Cloudflare has over 200 edge locations around the world making it one of the largest Anycast networks on the planet. When a health check is configured, it can be run across the different regions on the Cloudflare infrastructure, enabling you to see the variation in latency around the world for specific Health Checks.

Waterfall from India

Waterfall from Western North America‌‌

Based on the new information provided from Health Check Analytics, users can definitively validate that the address performs better from Western North America compared to India due to the page load time and overall RTT.

How do health checks run?

To understand and decipher the logs that are found in the analytics dashboard, it is important to understand how Cloudflare runs the Health Checks. Cloudflare has data centers in more than 200 cities across 90+ countries throughout the world [more]. We don’t run health checks from every single of these data centers (that would be a lot of requests to your servers!). Instead, we let you pick between one and thirteen regions from which to run health checks [Regions].

The Internet is not the same everywhere around the world. So your users may not have the same experience on your application according to where they are. Running Health Checks from different regions lets you know the health of your application from the point of view of the Cloudflare network in each of these regions.

Imagine you configure a Health Check from two regions, Western North America and South East Asia, at an interval of 10 seconds. You may have been expecting to get two requests to your origin server every 10 seconds, but if you look at your server’s logs you will see that you are actually getting six.
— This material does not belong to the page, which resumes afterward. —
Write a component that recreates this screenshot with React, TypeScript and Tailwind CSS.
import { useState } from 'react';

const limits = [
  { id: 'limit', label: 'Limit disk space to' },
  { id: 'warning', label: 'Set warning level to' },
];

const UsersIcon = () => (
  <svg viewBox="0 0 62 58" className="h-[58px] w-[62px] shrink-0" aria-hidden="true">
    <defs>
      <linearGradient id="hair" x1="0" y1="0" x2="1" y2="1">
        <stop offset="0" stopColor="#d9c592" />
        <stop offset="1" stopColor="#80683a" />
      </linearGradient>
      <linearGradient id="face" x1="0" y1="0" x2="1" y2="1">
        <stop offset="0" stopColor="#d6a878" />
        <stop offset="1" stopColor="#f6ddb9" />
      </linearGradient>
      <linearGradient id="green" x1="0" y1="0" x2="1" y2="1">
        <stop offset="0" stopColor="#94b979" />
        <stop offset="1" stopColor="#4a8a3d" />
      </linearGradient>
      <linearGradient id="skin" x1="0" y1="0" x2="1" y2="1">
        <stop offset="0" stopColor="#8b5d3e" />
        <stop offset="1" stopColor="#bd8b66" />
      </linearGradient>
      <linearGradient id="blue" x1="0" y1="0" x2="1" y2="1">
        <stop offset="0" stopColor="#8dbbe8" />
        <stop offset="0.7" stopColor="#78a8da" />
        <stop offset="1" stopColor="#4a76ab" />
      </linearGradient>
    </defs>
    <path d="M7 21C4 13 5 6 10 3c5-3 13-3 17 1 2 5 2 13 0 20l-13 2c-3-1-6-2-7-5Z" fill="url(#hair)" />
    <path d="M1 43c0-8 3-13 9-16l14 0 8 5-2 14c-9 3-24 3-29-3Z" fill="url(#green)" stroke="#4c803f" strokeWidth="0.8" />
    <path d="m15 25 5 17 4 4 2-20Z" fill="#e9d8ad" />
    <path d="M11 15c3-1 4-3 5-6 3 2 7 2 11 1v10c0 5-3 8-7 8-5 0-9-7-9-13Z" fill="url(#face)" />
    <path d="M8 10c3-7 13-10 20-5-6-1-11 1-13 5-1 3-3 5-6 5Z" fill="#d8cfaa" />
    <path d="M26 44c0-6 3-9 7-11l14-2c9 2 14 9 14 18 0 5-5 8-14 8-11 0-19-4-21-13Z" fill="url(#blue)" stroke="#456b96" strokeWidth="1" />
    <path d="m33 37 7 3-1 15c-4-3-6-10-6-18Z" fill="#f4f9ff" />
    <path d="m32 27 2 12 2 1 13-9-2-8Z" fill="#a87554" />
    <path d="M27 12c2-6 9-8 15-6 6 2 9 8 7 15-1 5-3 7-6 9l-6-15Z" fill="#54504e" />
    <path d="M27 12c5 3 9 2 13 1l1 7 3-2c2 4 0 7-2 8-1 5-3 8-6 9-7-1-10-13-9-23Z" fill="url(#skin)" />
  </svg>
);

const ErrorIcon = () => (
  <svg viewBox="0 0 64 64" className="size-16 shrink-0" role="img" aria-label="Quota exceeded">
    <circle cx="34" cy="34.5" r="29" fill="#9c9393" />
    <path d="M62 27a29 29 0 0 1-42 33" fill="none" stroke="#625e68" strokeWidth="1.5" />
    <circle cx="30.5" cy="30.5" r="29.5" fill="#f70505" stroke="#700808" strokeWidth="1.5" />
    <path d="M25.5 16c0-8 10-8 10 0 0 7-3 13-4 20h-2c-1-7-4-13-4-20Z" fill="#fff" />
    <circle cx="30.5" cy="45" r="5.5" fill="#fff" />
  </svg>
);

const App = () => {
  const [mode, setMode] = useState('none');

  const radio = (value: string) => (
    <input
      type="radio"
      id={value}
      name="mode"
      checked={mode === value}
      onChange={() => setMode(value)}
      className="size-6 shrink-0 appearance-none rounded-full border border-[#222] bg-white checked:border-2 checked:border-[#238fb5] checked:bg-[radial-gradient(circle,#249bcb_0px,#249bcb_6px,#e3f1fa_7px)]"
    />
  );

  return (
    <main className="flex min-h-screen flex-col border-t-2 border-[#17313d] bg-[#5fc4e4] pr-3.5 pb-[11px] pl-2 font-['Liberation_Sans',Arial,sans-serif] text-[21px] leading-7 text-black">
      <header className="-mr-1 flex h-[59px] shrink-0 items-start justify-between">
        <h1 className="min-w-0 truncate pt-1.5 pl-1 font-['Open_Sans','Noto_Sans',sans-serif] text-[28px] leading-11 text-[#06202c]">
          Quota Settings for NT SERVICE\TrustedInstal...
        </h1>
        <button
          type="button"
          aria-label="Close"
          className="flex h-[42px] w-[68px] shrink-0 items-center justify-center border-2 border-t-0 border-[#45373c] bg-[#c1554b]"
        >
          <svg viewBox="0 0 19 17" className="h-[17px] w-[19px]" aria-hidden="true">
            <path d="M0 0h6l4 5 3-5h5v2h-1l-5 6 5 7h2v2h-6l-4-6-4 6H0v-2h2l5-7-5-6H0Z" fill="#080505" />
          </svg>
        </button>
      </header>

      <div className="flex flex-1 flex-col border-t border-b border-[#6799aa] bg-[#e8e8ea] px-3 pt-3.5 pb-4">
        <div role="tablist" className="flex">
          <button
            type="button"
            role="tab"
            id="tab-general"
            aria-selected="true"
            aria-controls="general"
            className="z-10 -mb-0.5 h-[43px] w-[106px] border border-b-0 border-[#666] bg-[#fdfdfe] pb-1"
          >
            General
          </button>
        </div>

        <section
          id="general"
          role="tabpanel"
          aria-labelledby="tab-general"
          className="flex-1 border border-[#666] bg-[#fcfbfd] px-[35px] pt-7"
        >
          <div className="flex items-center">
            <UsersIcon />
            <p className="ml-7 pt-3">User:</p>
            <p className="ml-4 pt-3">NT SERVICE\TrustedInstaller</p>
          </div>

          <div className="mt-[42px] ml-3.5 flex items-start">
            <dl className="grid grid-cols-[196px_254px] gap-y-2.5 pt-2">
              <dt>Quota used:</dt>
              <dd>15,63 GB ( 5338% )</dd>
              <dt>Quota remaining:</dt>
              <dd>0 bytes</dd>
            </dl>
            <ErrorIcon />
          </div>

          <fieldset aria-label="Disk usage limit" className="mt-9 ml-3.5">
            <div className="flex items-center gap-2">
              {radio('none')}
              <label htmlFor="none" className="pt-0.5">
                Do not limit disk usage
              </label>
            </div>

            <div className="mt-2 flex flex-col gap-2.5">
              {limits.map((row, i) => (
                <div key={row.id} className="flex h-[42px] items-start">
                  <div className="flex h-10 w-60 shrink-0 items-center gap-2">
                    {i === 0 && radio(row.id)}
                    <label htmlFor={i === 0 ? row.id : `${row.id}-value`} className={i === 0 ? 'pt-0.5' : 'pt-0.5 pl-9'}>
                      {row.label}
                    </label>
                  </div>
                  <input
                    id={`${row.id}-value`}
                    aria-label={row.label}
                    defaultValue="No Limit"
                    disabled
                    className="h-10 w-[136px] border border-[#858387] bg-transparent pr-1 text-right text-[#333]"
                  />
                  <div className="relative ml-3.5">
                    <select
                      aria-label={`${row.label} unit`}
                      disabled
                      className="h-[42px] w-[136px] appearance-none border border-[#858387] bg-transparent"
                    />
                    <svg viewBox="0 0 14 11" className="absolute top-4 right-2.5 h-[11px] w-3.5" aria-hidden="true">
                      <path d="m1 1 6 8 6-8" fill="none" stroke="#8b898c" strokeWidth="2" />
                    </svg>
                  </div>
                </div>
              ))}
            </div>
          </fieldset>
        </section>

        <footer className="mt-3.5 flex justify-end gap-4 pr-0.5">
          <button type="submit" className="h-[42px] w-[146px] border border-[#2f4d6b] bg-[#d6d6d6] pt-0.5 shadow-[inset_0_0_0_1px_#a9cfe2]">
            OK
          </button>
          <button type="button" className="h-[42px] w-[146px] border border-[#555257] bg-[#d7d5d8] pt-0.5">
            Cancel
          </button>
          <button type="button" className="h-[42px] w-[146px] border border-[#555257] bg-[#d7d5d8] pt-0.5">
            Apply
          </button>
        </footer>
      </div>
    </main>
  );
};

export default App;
That is because we send Health Checks not just from one location in each region but three.

For a health check configured from All Regions (thirteen regions) there will be 39 requests to your server per configured interval.
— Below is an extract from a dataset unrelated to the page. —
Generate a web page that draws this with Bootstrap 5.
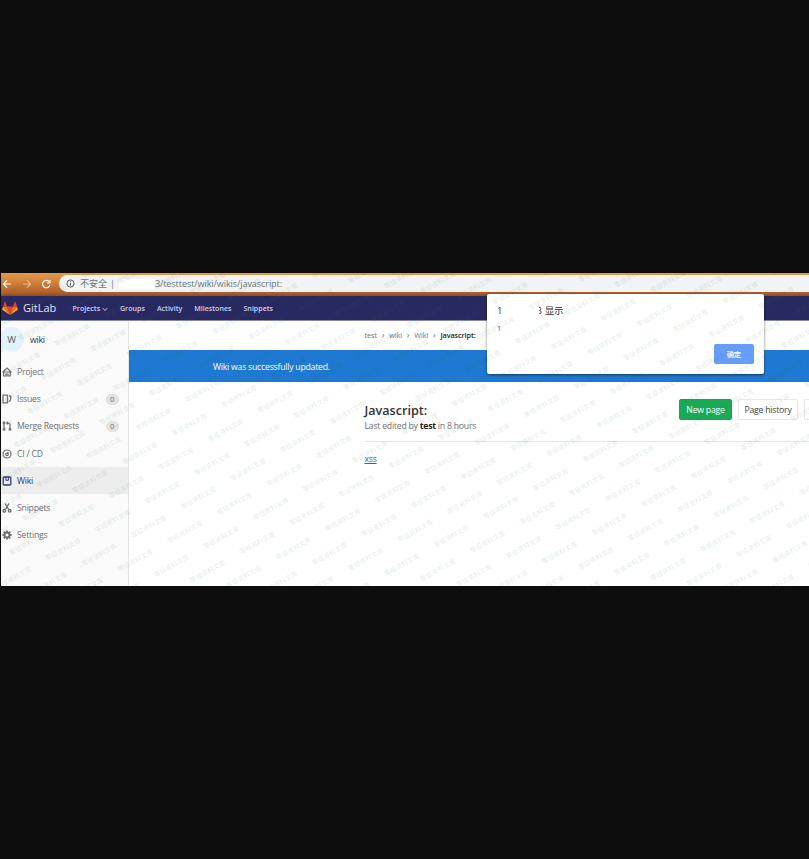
<!DOCTYPE html>
<html lang="zh-CN">
<head>
<meta charset="utf-8">
<title>Javascript: · Wiki · GitLab</title>
<meta name="viewport" content="width=device-width, initial-scale=1">
<link href="https://cdn.jsdelivr.net/npm/bootstrap@5.3.0/dist/css/bootstrap.min.css" rel="stylesheet">
<style>
body{background:#0d0d0d;font-family:"Open Sans","Noto Sans CJK SC",sans-serif;font-size:8.7px;letter-spacing:-.23px;line-height:12px;color:#333;height:859px;overflow:hidden;padding:273px 0 0 1px}
.t{white-space:nowrap;display:inline-block}
.shot{height:313px;background:#fff}
.browser{height:23px;background:linear-gradient(#e29a4c 0,#d5843c 35%,#b2602b 85%,#8d4a2c 100%);padding-top:2px}
.browser .tools{width:58px;padding-left:1px;color:#fff;height:18px}
.omni{height:17px;background:#f1f3f4;border-radius:9px 0 0 9px;color:#70757a;font-size:9.1px;letter-spacing:-.1px;padding-left:7px}
.redact{width:36px;height:10px;background:#fff}
.topnav{height:25px;background:#292961;border-bottom:1px solid #8686aa;color:#d1d1f0;font-size:7.1px;letter-spacing:0;font-weight:600}
.nav-items{gap:12px}
.brand{width:71.500px;color:#e4e4f6;font-size:11px;font-weight:400;padding-left:1px}
.side{width:128px;background:#fafafa;border-right:1px solid #e3e3e3;color:#707070;flex:none}
.ctx{height:37px;color:#333}
.ava{width:25px;height:25px;margin-left:-2px;border-radius:50%;background:#e3f2fd;color:#555;font-size:9.5px}
.item{height:27.2px;padding:1px 0 0 1px}
.item svg{margin-right:5px;flex:none}
.item.on{background:#ededed;color:#35357a}
.cnt{width:13px;height:11px;border-radius:6px;background:#e2e2e2;font-size:7.5px;line-height:11px;margin-right:9.500px}
.crumbs{height:29px;padding:0 0 2px 235.500px;font-size:7.3px;letter-spacing:-.1px;color:#707070}
.sep{width:12.300px;text-align:center;font-size:9px}
.notice{height:32px;background:#1f78d1;color:#fff;padding:1px 0 0 84px}
.body-pane{padding-left:235.5px}
.head{height:59.500px;border-bottom:1px solid #e5e5e5;padding-top:17px}
.ttl{font-size:12.6px;letter-spacing:0;font-weight:600;line-height:17px;margin-top:3px}
.edited{color:#707070;margin-top:1px}
.gbtn{height:21px;border:1px solid #e8e8e8;border-radius:2px;background:#fff;color:#444}
.gbtn.go{background:#1aaa55;border-color:#1aa250;color:#fff;width:53px;font-weight:500}
.gbtn.hist{width:60px}
.gbtn.cut{width:5px;border-right:0;border-radius:2px 0 0 2px}
.lnk{color:#3a62ad;text-decoration:underline}
.dialog-box{left:486px;top:21px;width:276.500px;height:79.500px;background:#fff;border-radius:2px;box-shadow:0 1px 3px rgba(0,0,0,.55);padding:11px 9.500px 9.500px 10px}
.dialog-box .from{font-size:9.5px}
.dialog-box .clip{margin-left:36.500px;width:3px;overflow:hidden;direction:rtl}
.dialog-box .ok{width:40.500px;height:20.500px;border-radius:2px;background:#669df6;color:#fff;font-size:7.3px;font-weight:500}
.wm{left:0;top:0;pointer-events:none}
.wm text{font:bold 6.6px "Noto Sans CJK SC",sans-serif;letter-spacing:0;fill:#2e7044;fill-opacity:.105}
</style>
</head>
<body>
<div class="shot position-relative overflow-hidden">
  <div class="browser d-flex">
    <div class="tools d-flex align-items-center">
      <svg width="52" height="12" viewBox="0 0 52 12" fill="none" stroke="currentColor" stroke-width="1.2"><path d="M9 6H1.6M5 2.4 1.5 6 5 9.6"/><path opacity=".5" d="M21 6h7.4M25 2.4 28.500 6 25 9.600"/><path d="M47 3.600A3.700 3.700 0 1 0 47.800 7M48 2v3h-3"/></svg>
    </div>
    <div class="omni d-flex align-items-center flex-grow-1">
      <svg width="9" height="9" viewBox="0 0 9 9" fill="none" stroke="#555" stroke-width="1"><circle cx="4.500" cy="4.500" r="3.600"/><path d="M4.500 4v2.600M4.500 2.300v1"/></svg>
      <span class="t" style="margin-left:5px">不安全</span><span class="t" style="margin-left:3px">|</span><span class="redact ms-1"></span><span class="t">3/testtest/wiki/wikis/javascript:</span>
    </div>
  </div>
  <nav class="topnav d-flex align-items-center">
    <div class="brand d-flex align-items-center">
      <svg width="16" height="15" viewBox="0 0 16 15"><path fill="#e24329" d="M8 14 5 5.500h6z"/><path fill="#fc6d26" d="M8 14 5 5.500H1zM8 14l3-8.500h4z"/><path fill="#fca326" d="M8 14 1 5.500.200 8.200c-.1.400 0 .700.300.9zM8 14l7-8.500.8 2.700c.1.400 0 .700-.3.900z"/><path fill="#e24329" d="M1 5.500h4L3.300.7c-.1-.3-.5-.3-.6 0zM15 5.500h-4L12.700.7c.1-.3.500-.3.600 0z"/></svg>
      <span class="t" style="margin-left:5px">GitLab</span>
    </div>
    <div class="d-flex nav-items"><span class="t">Projects <svg width="6" height="5" viewBox="0 0 6 5" fill="none" stroke="currentColor"><path d="M.8 1.200 3 3.500l2.200-2.300"/></svg></span><span class="t">Groups</span><span class="t">Activity</span><span class="t">Milestones</span><span class="t">Snippets</span></div>
  </nav>
  <div class="d-flex" style="height:265px">
    <aside class="side">
      <div class="ctx d-flex align-items-center"><span class="ava d-flex align-items-center justify-content-center">W</span><span class="t" style="margin-left:6px">wiki</span></div>
      <div class="item d-flex align-items-center"><svg width="10" height="10" viewBox="0 0 10 10" fill="none" stroke="currentColor" stroke-width="1.200"><path d="M.5 5.200 5 1l4.500 4.200M1 5h8M1.700 5v4h6.600V5M4 9V7h2v2"/></svg><span class="t">Project</span></div>
      <div class="item d-flex align-items-center"><svg width="10" height="10" viewBox="0 0 10 10" fill="none" stroke="currentColor" stroke-width="1.300"><path d="M1 1.200h4.500v7.600H1zM7 1.800l1.900.5-.4 3.500-1.300 2"/></svg><span class="t">Issues</span><span class="cnt ms-auto text-center">0</span></div>
      <div class="item d-flex align-items-center"><svg width="10" height="10" viewBox="0 0 10 10" fill="none" stroke="currentColor" stroke-width="1.200"><circle cx="2" cy="1.800" r=".9"/><circle cx="2" cy="8.300" r=".9"/><circle cx="8" cy="8.300" r=".9"/><path d="M2 2.700v4.700M8 7.400V3.500Q8 2 6 2H5M6 .600 4.700 2 6 3.400"/></svg><span class="t">Merge Requests</span><span class="cnt ms-auto text-center">0</span></div>
      <div class="item d-flex align-items-center"><svg width="10" height="10" viewBox="0 0 10 10" fill="none" stroke="currentColor" stroke-width="1.200"><circle cx="5" cy="5" r="4"/><circle cx="5" cy="5.300" r="1.300"/><path d="M5 5.300 6.300 3"/></svg><span class="t">CI / CD</span></div>
      <div class="item on d-flex align-items-center"><svg width="10" height="10" viewBox="0 0 10 10" fill="none" stroke="currentColor" stroke-width="1.300"><rect x="1.200" y="1" width="7.600" height="8" rx="1"/><path d="M4 1v3.300h2.400V1" stroke-width="1"/></svg><span class="t" style="font-weight:500">Wiki</span></div>
      <div class="item d-flex align-items-center"><svg width="10" height="10" viewBox="0 0 10 10" fill="none" stroke="currentColor" stroke-width="1.400"><path d="M3 .5 6.700 6.500M7 .5 3.300 6.500"/><circle cx="2.300" cy="7.800" r="1.300"/><circle cx="7.700" cy="7.800" r="1.300"/></svg><span class="t">Snippets</span></div>
      <div class="item d-flex align-items-center"><svg width="10" height="10" viewBox="0 0 10 10" fill="none" stroke="currentColor"><circle cx="5" cy="5" r="2.500" stroke-width="2"/><path stroke-width="1.800" d="M5 .4v1.600M5 8v1.600M.4 5H2M8 5h1.600M1.700 1.700l1.200 1.200M7.100 7.100l1.200 1.200M8.300 1.700 7.100 2.900M2.900 7.100 1.700 8.300"/></svg><span class="t">Settings</span></div>
    </aside>
    <main class="flex-grow-1">
      <div class="crumbs d-flex align-items-center"><span class="t">test</span><span class="sep">›</span><span class="t">wiki</span><span class="sep">›</span><span class="t">Wiki</span><span class="sep">›</span><span class="t text-dark" style="font-weight:600">Javascript:</span></div>
      <div class="notice d-flex align-items-center"><span class="t">Wiki was successfully updated.</span></div>
      <div class="body-pane">
        <div class="head d-flex justify-content-between">
          <div><div class="ttl">Javascript:</div><div class="t edited">Last edited by <b class="text-dark">test</b> in 8 hours</div></div>
          <div class="d-flex" style="gap:6px"><span class="gbtn go d-flex align-items-center justify-content-center"><span class="t">New page</span></span><span class="gbtn hist d-flex align-items-center justify-content-center"><span class="t">Page history</span></span><span class="gbtn cut"></span></div>
        </div>
        <div style="padding-top:11px"><a class="lnk t">xss</a></div>
      </div>
    </main>
  </div>
  <div class="dialog-box position-absolute d-flex flex-column">
    <div class="from d-flex"><span>1</span><span class="clip">3</span><span class="t" style="margin-left:3px">显示</span></div>
    <div style="font-size:7.500px;margin-top:4.500px;color:#666">1</div>
    <span class="ok mt-auto ms-auto d-flex align-items-center justify-content-center">确定</span>
  </div>
  <svg class="wm position-absolute" width="808" height="313" id="wm" aria-hidden="true"></svg>
</div>
<script src="https://cdn.jsdelivr.net/npm/bootstrap@5.3.0/dist/js/bootstrap.bundle.min.js"></script>
<script>
// Repeats the diagonal watermark over the whole page area on a skewed grid.
const wm = document.getElementById('wm');
let marks = '';
for (let i = -30; i < 40; i++) for (let j = -16; j < 16; j++) {
  const x = 152.300 + i * 36.120 - j * 13.550, y = 146.300 + i * 5.470 + j * 33.900;
  if (x > -18 && x < 826 && y > -10 && y < 323)
    marks += `<text transform="translate(${x.toFixed(1)} ${y.toFixed(1)}) rotate(-29)" text-anchor="middle" y="2.400">零组资料文库</text>`;
}
wm.innerHTML = marks;
</script>
</body>
</html>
You may wonder: ‘Why do you probe from multiple locations within a region?’ We do this to make sure the health we report represents the overall performance of your service as seen from that region. Before we report a change, we check that at least two locations agree on the status. We added a third one to make sure that the system keeps running even if there is an issue at one of our locations.

Conclusion

Health Check Analytics is now live and available to all Pro, Business and Enterprise customers! We are very excited to help decrease your time to resolution and ensure your application reliability is maximised.